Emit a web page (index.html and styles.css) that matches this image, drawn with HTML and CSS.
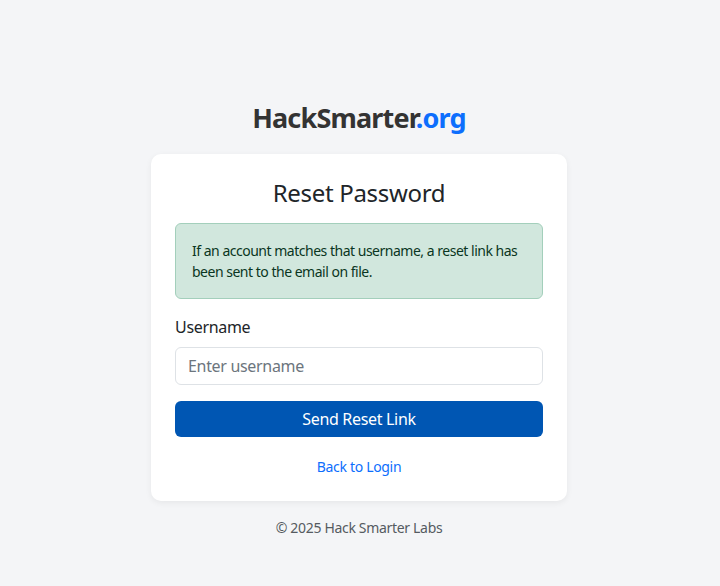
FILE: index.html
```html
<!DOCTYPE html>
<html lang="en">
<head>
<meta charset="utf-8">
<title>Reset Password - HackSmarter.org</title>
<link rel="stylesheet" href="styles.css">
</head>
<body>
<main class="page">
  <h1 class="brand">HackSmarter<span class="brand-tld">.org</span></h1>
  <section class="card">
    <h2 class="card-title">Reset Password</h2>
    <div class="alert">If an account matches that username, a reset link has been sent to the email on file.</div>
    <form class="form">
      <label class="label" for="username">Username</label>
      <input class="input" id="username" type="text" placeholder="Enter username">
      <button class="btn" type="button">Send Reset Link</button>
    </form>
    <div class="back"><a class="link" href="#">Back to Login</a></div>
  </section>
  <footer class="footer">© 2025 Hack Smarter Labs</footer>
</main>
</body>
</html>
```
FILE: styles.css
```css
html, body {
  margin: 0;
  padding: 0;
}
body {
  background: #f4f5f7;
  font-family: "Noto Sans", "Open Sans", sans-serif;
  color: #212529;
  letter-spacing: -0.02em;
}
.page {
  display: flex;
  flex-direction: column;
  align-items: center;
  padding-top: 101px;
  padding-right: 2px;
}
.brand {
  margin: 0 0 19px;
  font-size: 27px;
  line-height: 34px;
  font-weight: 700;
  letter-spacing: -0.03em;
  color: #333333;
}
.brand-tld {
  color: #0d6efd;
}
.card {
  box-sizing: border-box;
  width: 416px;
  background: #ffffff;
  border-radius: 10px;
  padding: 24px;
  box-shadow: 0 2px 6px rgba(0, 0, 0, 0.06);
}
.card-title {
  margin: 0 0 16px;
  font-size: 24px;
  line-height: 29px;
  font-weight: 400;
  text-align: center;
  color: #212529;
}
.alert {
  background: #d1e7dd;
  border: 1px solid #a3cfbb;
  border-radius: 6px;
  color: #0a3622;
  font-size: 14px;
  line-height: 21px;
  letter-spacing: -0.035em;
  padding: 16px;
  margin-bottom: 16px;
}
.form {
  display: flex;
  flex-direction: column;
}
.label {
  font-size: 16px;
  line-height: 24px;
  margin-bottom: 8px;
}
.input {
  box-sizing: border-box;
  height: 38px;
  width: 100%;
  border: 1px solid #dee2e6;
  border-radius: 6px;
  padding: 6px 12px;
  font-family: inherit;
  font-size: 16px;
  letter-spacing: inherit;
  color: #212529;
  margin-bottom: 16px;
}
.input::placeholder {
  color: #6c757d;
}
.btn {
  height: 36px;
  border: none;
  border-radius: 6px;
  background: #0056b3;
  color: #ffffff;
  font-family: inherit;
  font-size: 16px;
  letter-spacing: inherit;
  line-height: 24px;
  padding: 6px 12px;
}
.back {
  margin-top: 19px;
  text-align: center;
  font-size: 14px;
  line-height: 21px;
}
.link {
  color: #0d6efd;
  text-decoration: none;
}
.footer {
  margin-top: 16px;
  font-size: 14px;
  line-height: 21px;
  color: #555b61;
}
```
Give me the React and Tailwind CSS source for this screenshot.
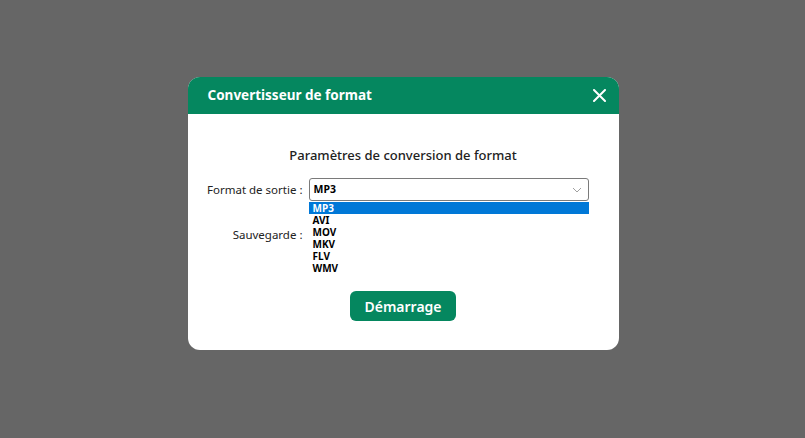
·····
WHAT IS BEING ASKED: Exactly reproduce each record, leaving out any pictures.

SOLUTION:
Emit a web page (index.html and styles.css) that matches this image, drawn with HTML and CSS.
FILE: index.html
```html
<!DOCTYPE html>
<html lang="en">
<head>
<meta charset="utf-8">
<title>Reset Password - HackSmarter.org</title>
<link rel="stylesheet" href="styles.css">
</head>
<body>
<main class="page">
  <h1 class="brand">HackSmarter<span class="brand-tld">.org</span></h1>
  <section class="card">
    <h2 class="card-title">Reset Password</h2>
    <div class="alert">If an account matches that username, a reset link has been sent to the email on file.</div>
    <form class="form">
      <label class="label" for="username">Username</label>
      <input class="input" id="username" type="text" placeholder="Enter username">
      <button class="btn" type="button">Send Reset Link</button>
    </form>
    <div class="back"><a class="link" href="#">Back to Login</a></div>
  </section>
  <footer class="footer">© 2025 Hack Smarter Labs</footer>
</main>
</body>
</html>
```
FILE: styles.css
```css
html, body {
  margin: 0;
  padding: 0;
}
body {
  background: #f4f5f7;
  font-family: "Noto Sans", "Open Sans", sans-serif;
  color: #212529;
  letter-spacing: -0.02em;
}
.page {
  display: flex;
  flex-direction: column;
  align-items: center;
  padding-top: 101px;
  padding-right: 2px;
}
.brand {
  margin: 0 0 19px;
  font-size: 27px;
  line-height: 34px;
  font-weight: 700;
  letter-spacing: -0.03em;
  color: #333333;
}
.brand-tld {
  color: #0d6efd;
}
.card {
  box-sizing: border-box;
  width: 416px;
  background: #ffffff;
  border-radius: 10px;
  padding: 24px;
  box-shadow: 0 2px 6px rgba(0, 0, 0, 0.06);
}
.card-title {
  margin: 0 0 16px;
  font-size: 24px;
  line-height: 29px;
  font-weight: 400;
  text-align: center;
  color: #212529;
}
.alert {
  background: #d1e7dd;
  border: 1px solid #a3cfbb;
  border-radius: 6px;
  color: #0a3622;
  font-size: 14px;
  line-height: 21px;
  letter-spacing: -0.035em;
  padding: 16px;
  margin-bottom: 16px;
}
.form {
  display: flex;
  flex-direction: column;
}
.label {
  font-size: 16px;
  line-height: 24px;
  margin-bottom: 8px;
}
.input {
  box-sizing: border-box;
  height: 38px;
  width: 100%;
  border: 1px solid #dee2e6;
  border-radius: 6px;
  padding: 6px 12px;
  font-family: inherit;
  font-size: 16px;
  letter-spacing: inherit;
  color: #212529;
  margin-bottom: 16px;
}
.input::placeholder {
  color: #6c757d;
}
.btn {
  height: 36px;
  border: none;
  border-radius: 6px;
  background: #0056b3;
  color: #ffffff;
  font-family: inherit;
  font-size: 16px;
  letter-spacing: inherit;
  line-height: 24px;
  padding: 6px 12px;
}
.back {
  margin-top: 19px;
  text-align: center;
  font-size: 14px;
  line-height: 21px;
}
.link {
  color: #0d6efd;
  text-decoration: none;
}
.footer {
  margin-top: 16px;
  font-size: 14px;
  line-height: 21px;
  color: #555b61;
}
```
Give me the React and Tailwind CSS source for this screenshot.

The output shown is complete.